WORK REQUIRED =>
Count how many lines of the material hold "this". Respond with that number alone.

EXTRACTED ENTRIES =>
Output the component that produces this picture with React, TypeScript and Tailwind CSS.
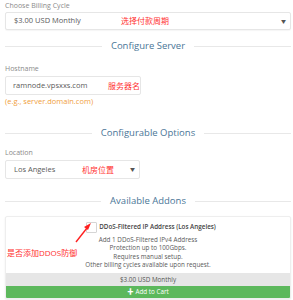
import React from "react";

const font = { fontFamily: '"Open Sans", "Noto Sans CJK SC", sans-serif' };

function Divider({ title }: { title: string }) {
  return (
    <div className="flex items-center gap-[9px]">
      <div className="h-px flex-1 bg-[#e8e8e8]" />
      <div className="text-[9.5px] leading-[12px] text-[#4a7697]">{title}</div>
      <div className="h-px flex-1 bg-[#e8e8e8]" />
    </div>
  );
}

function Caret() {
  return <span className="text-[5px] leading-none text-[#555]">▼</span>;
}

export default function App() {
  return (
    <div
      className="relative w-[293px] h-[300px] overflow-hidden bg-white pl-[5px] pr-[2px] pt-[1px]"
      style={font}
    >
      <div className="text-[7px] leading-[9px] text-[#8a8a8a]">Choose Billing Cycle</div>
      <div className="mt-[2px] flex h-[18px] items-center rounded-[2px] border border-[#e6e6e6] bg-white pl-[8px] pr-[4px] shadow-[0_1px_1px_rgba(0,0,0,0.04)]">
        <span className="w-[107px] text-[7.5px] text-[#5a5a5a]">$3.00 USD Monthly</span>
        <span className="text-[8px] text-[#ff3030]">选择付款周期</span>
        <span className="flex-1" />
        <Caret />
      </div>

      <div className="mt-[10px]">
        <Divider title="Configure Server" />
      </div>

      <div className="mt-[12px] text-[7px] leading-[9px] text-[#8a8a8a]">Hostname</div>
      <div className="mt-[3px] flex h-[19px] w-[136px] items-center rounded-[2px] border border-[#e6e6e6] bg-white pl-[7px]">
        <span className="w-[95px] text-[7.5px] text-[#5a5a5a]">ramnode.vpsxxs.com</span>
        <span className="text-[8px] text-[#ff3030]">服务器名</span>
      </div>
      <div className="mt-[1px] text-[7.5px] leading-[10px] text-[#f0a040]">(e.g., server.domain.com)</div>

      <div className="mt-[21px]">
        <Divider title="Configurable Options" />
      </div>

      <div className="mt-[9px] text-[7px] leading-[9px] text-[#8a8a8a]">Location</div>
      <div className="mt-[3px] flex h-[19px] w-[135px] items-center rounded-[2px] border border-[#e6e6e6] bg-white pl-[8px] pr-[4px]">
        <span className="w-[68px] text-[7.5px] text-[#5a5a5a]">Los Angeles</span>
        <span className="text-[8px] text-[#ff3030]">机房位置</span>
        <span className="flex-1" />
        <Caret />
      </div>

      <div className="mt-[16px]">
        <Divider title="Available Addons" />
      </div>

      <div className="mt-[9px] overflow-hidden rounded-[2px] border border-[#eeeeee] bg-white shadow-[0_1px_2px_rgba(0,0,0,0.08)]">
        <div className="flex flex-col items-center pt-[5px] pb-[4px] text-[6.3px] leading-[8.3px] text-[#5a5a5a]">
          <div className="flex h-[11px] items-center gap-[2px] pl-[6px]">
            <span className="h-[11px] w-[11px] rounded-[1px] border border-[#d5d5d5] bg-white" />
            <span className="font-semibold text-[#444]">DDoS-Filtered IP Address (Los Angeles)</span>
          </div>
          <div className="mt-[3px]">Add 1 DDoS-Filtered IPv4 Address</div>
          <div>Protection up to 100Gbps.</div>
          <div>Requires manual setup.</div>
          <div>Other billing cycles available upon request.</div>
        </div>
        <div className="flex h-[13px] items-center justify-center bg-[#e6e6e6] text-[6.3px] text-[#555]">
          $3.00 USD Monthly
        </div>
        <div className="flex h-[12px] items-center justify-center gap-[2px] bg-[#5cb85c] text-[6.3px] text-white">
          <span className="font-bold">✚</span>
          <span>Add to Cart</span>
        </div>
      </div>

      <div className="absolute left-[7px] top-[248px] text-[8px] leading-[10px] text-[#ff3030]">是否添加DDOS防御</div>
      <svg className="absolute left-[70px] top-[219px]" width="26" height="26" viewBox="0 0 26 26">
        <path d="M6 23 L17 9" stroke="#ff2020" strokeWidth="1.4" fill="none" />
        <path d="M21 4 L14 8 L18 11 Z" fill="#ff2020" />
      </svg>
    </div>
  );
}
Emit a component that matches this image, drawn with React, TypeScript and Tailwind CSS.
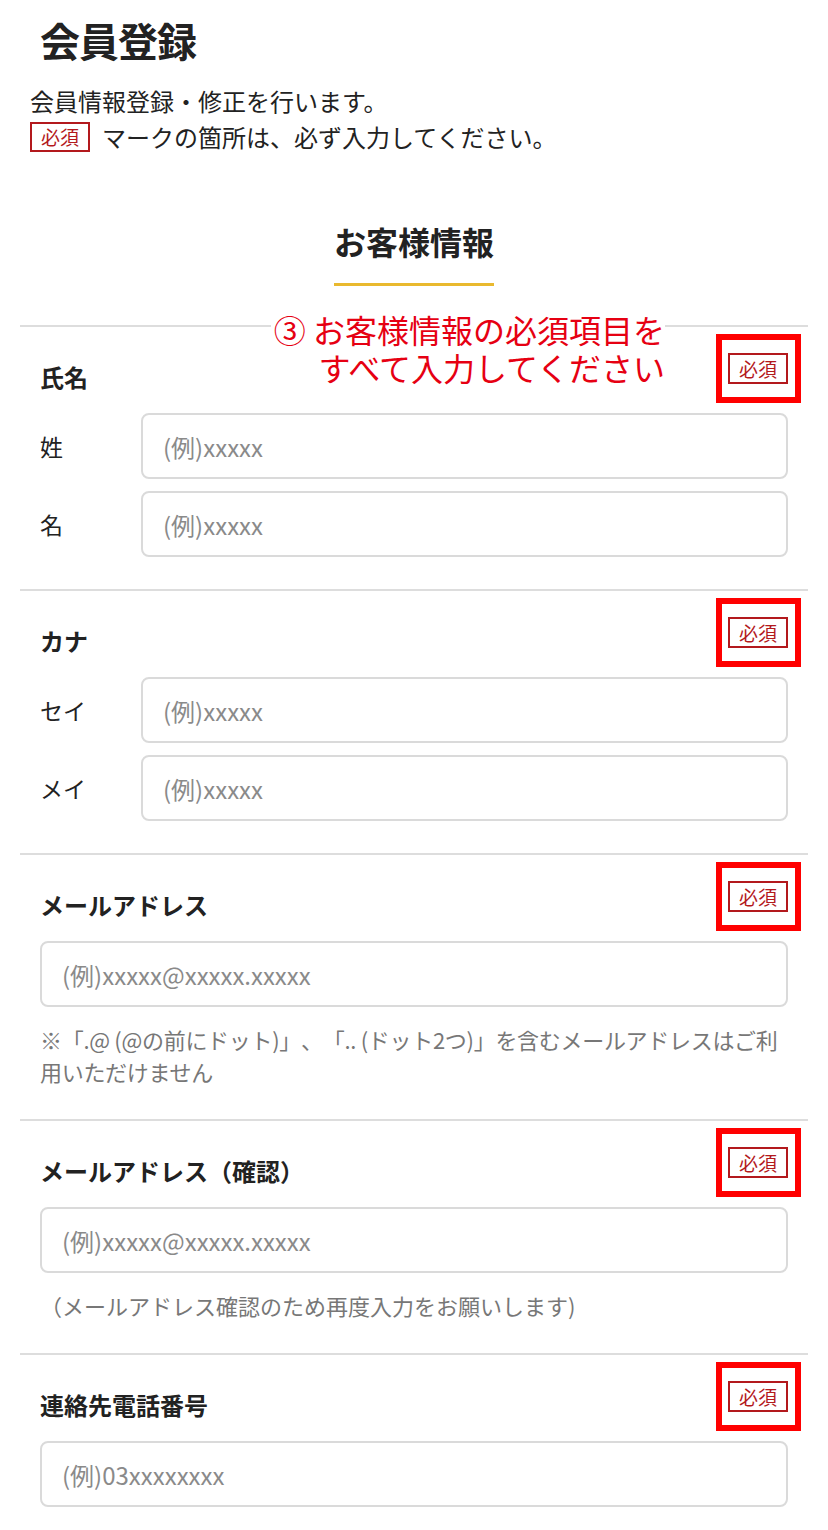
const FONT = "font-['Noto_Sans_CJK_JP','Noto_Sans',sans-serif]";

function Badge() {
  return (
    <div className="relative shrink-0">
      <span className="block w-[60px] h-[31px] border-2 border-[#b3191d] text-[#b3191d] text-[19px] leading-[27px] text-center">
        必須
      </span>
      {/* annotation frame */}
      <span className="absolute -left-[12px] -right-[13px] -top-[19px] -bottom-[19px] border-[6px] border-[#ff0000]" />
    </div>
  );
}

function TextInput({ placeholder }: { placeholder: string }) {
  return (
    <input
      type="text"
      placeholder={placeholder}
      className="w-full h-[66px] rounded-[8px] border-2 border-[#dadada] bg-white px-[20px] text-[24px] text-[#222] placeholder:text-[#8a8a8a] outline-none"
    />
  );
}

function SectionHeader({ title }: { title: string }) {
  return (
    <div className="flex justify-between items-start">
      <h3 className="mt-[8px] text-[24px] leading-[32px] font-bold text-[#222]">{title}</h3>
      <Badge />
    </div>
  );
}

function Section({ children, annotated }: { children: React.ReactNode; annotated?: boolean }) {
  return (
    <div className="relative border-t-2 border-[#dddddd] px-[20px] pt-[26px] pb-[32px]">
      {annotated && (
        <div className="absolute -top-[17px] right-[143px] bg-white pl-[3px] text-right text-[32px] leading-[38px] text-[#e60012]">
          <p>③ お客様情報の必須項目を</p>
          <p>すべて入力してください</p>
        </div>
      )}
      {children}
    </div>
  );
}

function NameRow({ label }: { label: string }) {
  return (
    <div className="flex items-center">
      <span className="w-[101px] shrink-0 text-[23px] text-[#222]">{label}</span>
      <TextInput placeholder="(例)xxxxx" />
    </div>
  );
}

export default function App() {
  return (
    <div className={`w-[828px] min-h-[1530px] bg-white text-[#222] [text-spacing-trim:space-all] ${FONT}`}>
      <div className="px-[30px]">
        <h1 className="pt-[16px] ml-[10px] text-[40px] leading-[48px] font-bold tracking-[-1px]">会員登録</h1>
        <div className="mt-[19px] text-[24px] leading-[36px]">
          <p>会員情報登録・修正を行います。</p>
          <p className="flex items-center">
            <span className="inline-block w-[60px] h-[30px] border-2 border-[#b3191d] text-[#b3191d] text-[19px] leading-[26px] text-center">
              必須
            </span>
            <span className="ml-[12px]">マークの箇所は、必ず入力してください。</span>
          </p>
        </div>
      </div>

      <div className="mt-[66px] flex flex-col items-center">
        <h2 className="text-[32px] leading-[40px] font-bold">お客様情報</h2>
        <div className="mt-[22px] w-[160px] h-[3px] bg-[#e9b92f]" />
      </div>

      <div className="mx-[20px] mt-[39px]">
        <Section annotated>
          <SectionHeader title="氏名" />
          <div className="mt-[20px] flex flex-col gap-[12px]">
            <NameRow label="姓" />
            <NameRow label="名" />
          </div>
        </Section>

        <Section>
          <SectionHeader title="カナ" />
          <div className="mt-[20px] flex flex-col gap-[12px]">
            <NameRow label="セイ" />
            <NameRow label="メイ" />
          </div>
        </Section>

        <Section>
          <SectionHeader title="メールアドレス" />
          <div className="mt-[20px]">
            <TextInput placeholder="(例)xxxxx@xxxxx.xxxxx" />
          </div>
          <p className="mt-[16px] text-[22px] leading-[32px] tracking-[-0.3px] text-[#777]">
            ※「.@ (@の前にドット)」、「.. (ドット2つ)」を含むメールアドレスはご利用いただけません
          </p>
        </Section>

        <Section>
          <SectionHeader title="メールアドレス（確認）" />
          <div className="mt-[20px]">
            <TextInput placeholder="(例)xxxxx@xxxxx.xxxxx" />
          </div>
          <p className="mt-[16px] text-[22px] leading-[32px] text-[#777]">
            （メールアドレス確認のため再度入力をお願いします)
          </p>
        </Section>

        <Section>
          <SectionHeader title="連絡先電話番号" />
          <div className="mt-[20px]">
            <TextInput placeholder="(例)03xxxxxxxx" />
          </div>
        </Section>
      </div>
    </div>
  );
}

TASK RESPONSE =>
2